Lewis Downing served as Principal Chief of the Cherokee Nation from 1867 to 1872.

Contents

[edit] Background

Downing was born in Eastern Tennessee in 1823. Young Downing and his family came west with the party led by Jesse Bushyhead and the Reverends John B. and Evan Jones in 1839 and settled near the old Baptist Mission in what is today, Adair County, Oklahoma. He attended school at the Valley Town Mission and later at the Baptist Mission. Early in life, he became a convert of the Mission and subsequently was ordained to the Baptist ministry. Reports of his spiritual activities reach back to 1842 when he was but nineteen years of age. On August 3, 1844, he was unanimously chosen pastor of the Flint Baptist Church.

The young minister was a strong contributor in Cherokee Nation politics and as such was elected senator from Goingsnake District on August 4, 1845. He later removed to a farm on what is today the southeast corner of Mayes County, Oklahoma, where he was elected to the senate on August 4, 1851, and again on August 1, 1859. He was sent as a delegate from the tribe to Washington, D.C. in 1851.

[edit] Civil War

Then came the American Civil War with its potential menace of tribal dissension among the Cherokees and the rather halting assent of Chief Ross to an alliance witfh the Confederacy forming the majority of the Indian cavalry.
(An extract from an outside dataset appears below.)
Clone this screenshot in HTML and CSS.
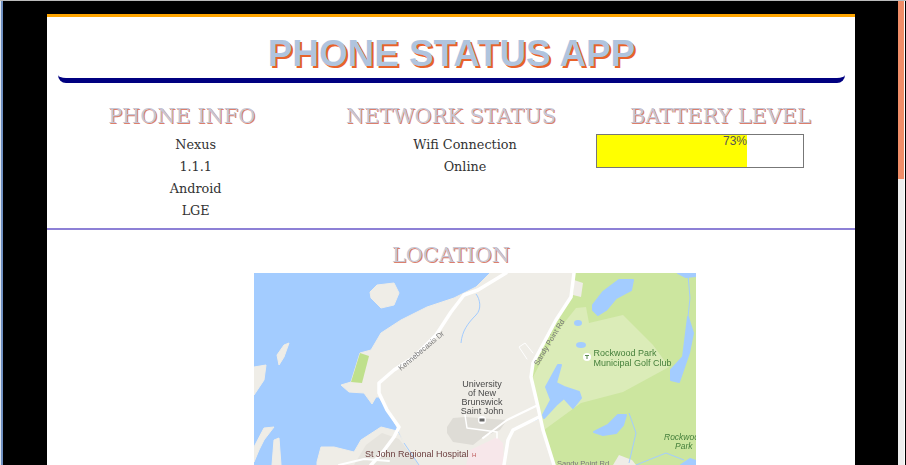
FILE: index.html
```html
<!DOCTYPE html>
<html lang="en">
<head>
<meta charset="utf-8">
<title>Phone Status App</title>
<link rel="stylesheet" href="styles.css">
</head>
<body>
<div class="desk">
  <main class="app">
    <header class="banner"><h1 class="title">PHONE STATUS APP</h1></header>
    <section class="status">
      <div class="col">
        <h2 class="heading">PHONE INFO</h2>
        <div class="lines"><p class="line">Nexus</p><p class="line">1.1.1</p><p class="line">Android</p><p class="line">LGE</p></div>
      </div>
      <div class="col">
        <h2 class="heading">NETWORK STATUS</h2>
        <div class="lines"><p class="line">Wifi Connection</p><p class="line">Online</p></div>
      </div>
      <div class="col">
        <h2 class="heading">BATTERY LEVEL</h2>
        <div class="meter"><div class="meter-fill" style="width:73%">73%</div></div>
      </div>
    </section>
    <section class="location">
      <h2 class="heading">LOCATION</h2>
      <div class="map">
        <svg class="map-svg" width="442" height="192" viewBox="0 0 442 192">
          <rect width="442" height="192" fill="#a3ccff"/>
          <g class="soft-land">
            <path d="M236 0L222 14L200 25L173 34L147 47L127 60L117 77L106 80L97 109L87 112L95 119L110 120L118 131L122 124L125 124L133 137L143 154L150 170L165 192H442V0Z"/>
            <path d="M143 158L127 154L107 167L100 179L80 174L67 174L63 189L63 192H170L150 170Z"/>
            <path d="M116 19L123 12L140 10L145 20L140 32L127 35L117 25Z"/>
            <path d="M35 70L30 72L23 82L25 92L30 84Z"/>
            <path d="M0 94L12 92L10 107L0 122Z"/>
            <path d="M0 174L10 155L20 154L10 167L5 177L0 189Z"/>
            <path d="M18 192L20 167L25 165L27 192Z"/>
          </g>
          <path fill="#e6e4de" d="M100 192L112 172L128 160L145 166L165 192Z"/>
          <path fill="#cce69f" d="M320 0H442V192H300L289 157L284 134L277 104L279 90L302 47L317 24Z"/>
          <path fill="#efede7" d="M320 7L329 10L327 24L319 22Z"/>
          <path fill="#dbecb8" d="M322 35L332 34L335 50L369 42L399 72L415 94L369 119L327 130L290 157L285 137L279 104L302 60Z"/>
          <path fill="#bfe08c" d="M106 80L115 83L108 110L97 109Z"/>
          <path fill="#efede7" d="M359 192L365 182L378 187L382 192Z"/>
          <path fill="#dedcd6" d="M193 154L199 145L211 144L253 147L246 157L229 164L219 172L199 169L193 160Z"/>
          <path fill="#f7e7ea" d="M216 177L233 169L243 164L249 170L250 192H212Z"/>
          <g class="soft-water">
            <path d="M339 32L349 19L365 7L379 7L377 17L362 25L352 37L344 42L339 37Z"/>
            <path d="M304 92L307 92L302 110L310 114L325 119L327 125L319 135L310 125L302 132L290 145L289 142L297 127L292 114Z"/>
            <path d="M340 159L354 152L364 142L372 142L369 152L362 160L349 162Z"/>
            <path d="M434 44L439 60L435 80L425 109L417 107L417 97L429 84Z"/>
            <path d="M424 0H442V3L432 4Z"/>
            <path d="M427 192L436 186L442 188V192Z"/>
            <ellipse cx="324" cy="50" rx="3" ry="2"/>
            <ellipse cx="327" cy="72" rx="4" ry="2"/>
          </g>
          <g fill="none" stroke="#a3ccff" stroke-width="1">
            <path d="M434 2L436 25L434 44"/>
            <path d="M375 140L382 160L375 190"/>
            <path d="M382 192L412 180L430 187"/>
            <path d="M259 156L274 150L284 146"/>
            <path d="M207 70C208 58 214 50 222 42C228 36 226 26 222 21"/>
            <path d="M150 170L165 192"/>
          </g>
          <g fill="none" stroke="#fff" stroke-linecap="round" stroke-linejoin="round">
            <path stroke-width="3.500" d="M252 0L224 17L210 22L197 39L182 62L160 84L140 97L125 110L125 120L133 137L145 154L140 164L128 180L117 192"/>
            <path stroke-width="3.500" d="M320 0L317 24L302 47L279 90L277 104L284 134L289 157L300 192"/>
            <path stroke-width="3.500" d="M285 144L259 157L254 167L250 192"/>
            <path stroke-width="2" d="M284 132L253 147L229 165"/>
            <path stroke-width="1.500" d="M211 142L213 155L243 159L243 165"/>
            <path stroke-width="2" d="M85 192L110 186L135 188"/>
            <path stroke-width="1" d="M279 80L271 70L265 74L273 86"/>
          </g>
          <circle cx="333" cy="84" r="4" fill="#fff"/>
          <path d="M331 82.500h4M333 82.500v3.500" stroke="#5c8a50" fill="none"/>
          <circle cx="228" cy="147" r="4" fill="#fff"/>
          <rect x="225.500" y="145.500" width="5" height="3" fill="#666"/>
          <g class="lbl-dark">
            <text x="228" y="114" text-anchor="middle">University</text>
            <text x="228" y="123" text-anchor="middle">of New</text>
            <text x="228" y="132" text-anchor="middle">Brunswick</text>
            <text x="228" y="141" text-anchor="middle">Saint John</text>
          </g>
          <text class="lbl-hospital" x="111" y="184">St John Regional Hospital</text>
          <text class="lbl-h" x="218" y="183.500">H</text>
          <g class="lbl-green"><text x="339.500" y="83">Rockwood Park</text><text x="339.500" y="93">Municipal Golf Club</text></g>
          <g class="lbl-park"><text x="410" y="167">Rockwood</text><text x="421" y="176">Park</text></g>
          <text class="lbl-road" transform="translate(147 98) rotate(-40)">Kennebecasis Dr</text>
          <text class="lbl-road" transform="translate(284 93) rotate(-59)">Sandy Point Rd</text>
          <text class="lbl-road" x="303" y="193">Sandy Point Rd</text>
        </svg>
      </div>
    </section>
  </main>
  <div class="track"><div class="thumb"></div></div>
</div>
</body>
</html>
```
FILE: styles.css
```css
html, body { margin: 0; padding: 0; height: 100%; overflow: hidden; background: #fff; }
.desk { height: 465px; box-sizing: border-box; display: flex; padding-left: 4px; background: #000; border-top: 1px solid #bbb; box-shadow: inset 1px 0 0 #dfe6f0, inset 3px 0 0 #6f8fc0; }
.app { width: 808px; margin: 13px 0 0 43px; background: #fff; border-top: 3px solid #ffa500; height: 451px; overflow: hidden; flex: none; }
.banner { margin: 0 10px 0 11px; padding: 19px 0 0; height: 42px; background: #fff; border-bottom: 5px solid #000080; border-radius: 0 0 8px 8px; text-align: center; }
.title { margin: 0; font: bold 36.800px/36px "Liberation Sans", Arial, sans-serif; color: #b0c4de; text-shadow: 2px 2px 0 #e9622a; }
.heading { margin: 0; font: normal 20.800px/27px "DejaVu Serif", serif; color: #c6c6d4; text-align: center; text-shadow: 1px 1px 0 #dc7f6c; }
.status { display: grid; grid-template-columns: repeat(3, 1fr); height: 145px; border-bottom: 2px solid #8d80d6; }
.col { text-align: center; padding-top: 20px; }
.lines { padding: 4px 0 0 28px; }
.line { margin: 0; font: 12.800px/22px "DejaVu Serif", serif; color: #333; }
.meter { width: 206px; height: 32px; border: 1px solid #777; margin: 4px 0 0 10px; }
.meter-fill { height: 100%; background: #ff0; font: 12px/12px "Liberation Sans", Arial, sans-serif; color: #555; text-align: right; }
.location { padding-top: 12px; }
.map { width: 442px; height: 192px; margin: 4px 0 0 207px; overflow: hidden; }
.map-svg { display: block; filter: blur(0.4px); }
.soft-land path { fill: #efede7; stroke: #efede7; stroke-width: 1; stroke-linejoin: round; }
.soft-water > * { fill: #a3ccff; stroke: #a3ccff; stroke-width: 2; stroke-linejoin: round; }
.lbl-dark text { font: 9px "Liberation Sans", Arial, sans-serif; fill: #4a4a4a; }
.lbl-hospital { font: 9px "Liberation Sans", Arial, sans-serif; fill: #6d4040; }
.lbl-h { font: 6px "Liberation Sans", Arial, sans-serif; fill: #b55; }
.lbl-green text { font: 9px "Liberation Sans", Arial, sans-serif; fill: #46803c; }
.lbl-park text { font: italic 8.500px "Liberation Sans", Arial, sans-serif; fill: #46803c; }
.lbl-road { font: 7.500px "Liberation Sans", Arial, sans-serif; fill: #777; }
.track { width: 6px; margin-left: 43px; background: #eee; border-right: 1px solid #fff; flex: none; }
.thumb { height: 178px; background: #f08d68; }
```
Lewis Downing was named chaplain of companies F and S of the Regiment of Cherokee Mounted Rifles for the Confederate service which was formed by Chief John Ross on October 4, 1861, of which Col. John Drew was the commanding officer. The members of this regiment were mostly full bloods, were not slave owners and, at heart, were abolitionists. They were probably mostly members of the Keetoowah tribe. This regiment fought in the Confederate service at Pea Ridge, Arkansas, on March 7-8, 1862, but with the advance of the Union forces into the Territory in July, 1862, and the departure of Chief Ross for Philadelphia, its members began to waver in their allegiance to the South. With few exceptions, among them being Col. John Drew, the members of this regiment began to abandon the Confederate service and, on July 11, 1862, at Flat Rock Creek, joined the Third Indian Home Guards for service in the Union army. This contingent was composed of three regiments consisting of 1480 men, of which Lewis Downing was named Lieut. Colonel and the Rev. John B. Jones was designated its chaplain, in the brigade of Col. William A. Phillips. The cleavage so created resulted in the formation of dual governments in the Cherokee Nation, each striving to control its political affairs. The Union Cherokee government, which recognized John Ross as chief, held its meetings at Cowskin Prairie where, in July, 1862, allegiance to the Confederacy was renounced and on February 21, 1863, laws of emancipation were enacted and future slavery abolished. Chief Ross being absent in the East, the political affairs of the Union Cherokees were managed by a coterie of leaders, of whom Lewis Downing was the presiding spirit. This duplication in Cherokee tribal governments obtained from July, 1862, until the conclusion of the war.

[edit] Post war

Lewis Downing, who was president of the Union tribal council, went to Washington in 1863 to enlist the attention of the government in the Cherokee situation. After the war a preliminary intertribal peace conference with the United States commissioners was held at Fort Smith on September 8, 1865. It was at this meeting that Lewis Downing protested against the refusal of the commissioners to accord recognition to John Ross as the chief of the Cherokees. Ross returned to Tahlequah for a brief period in the fall of 1865 but returned to Washington the next year to urge his protest against the approval of section nine of the treaty of June 19, 1866, wherein the Cherokees were required to adopt their former slaves into tribal membership. The provisions of this disputed section were approved by the Reverend John B. Jones who accompanied the old chief as a delegate and who signed the treaty as such.

[edit] Becoming Chief

Chief John Ross died at Washington on August 1, 1866, and Lewis Downing automatically became chief of the Cherokee Nation serving as such until October 19, 1866, when William P. Ross was chosen by the council to fill the vacancy. Much bitterness lingered between the contending elements among the Cherokees, following the cessation of hostilities. Among the Ross faction of the Union Cherokees were many who insisted upon the exclusion of the Confederate Cherokees from all participation in tribal affairs. There were sentiments that the penalties for their Southern activities had not been entirely exhausted. Lewis Downing was opposed to any discriminating policies and at this initial point, his sentiments of tribal unity were crystallized by the formation of what was to become known as the Downing Party, in the political life of the Cherokee Nation. Reverend John B. Jones threw his power and influence among the full bloods, behind the Downing movement which was to rehabilitate the Southern Cherokees and align them with the erstwhile Union Cherokees, without favor or discrimination. The success of the movement was reflected in the tribal election held on August 5, 1867, when Lewis Downing was elected chief of the Cherokees, having behind him the support of both factions. The Downing party thereafter controlled the political affairs of the Cherokee Nation until Statehood save for the regime of Chief Dennis W. Bushyhead of from 1879 to 1887.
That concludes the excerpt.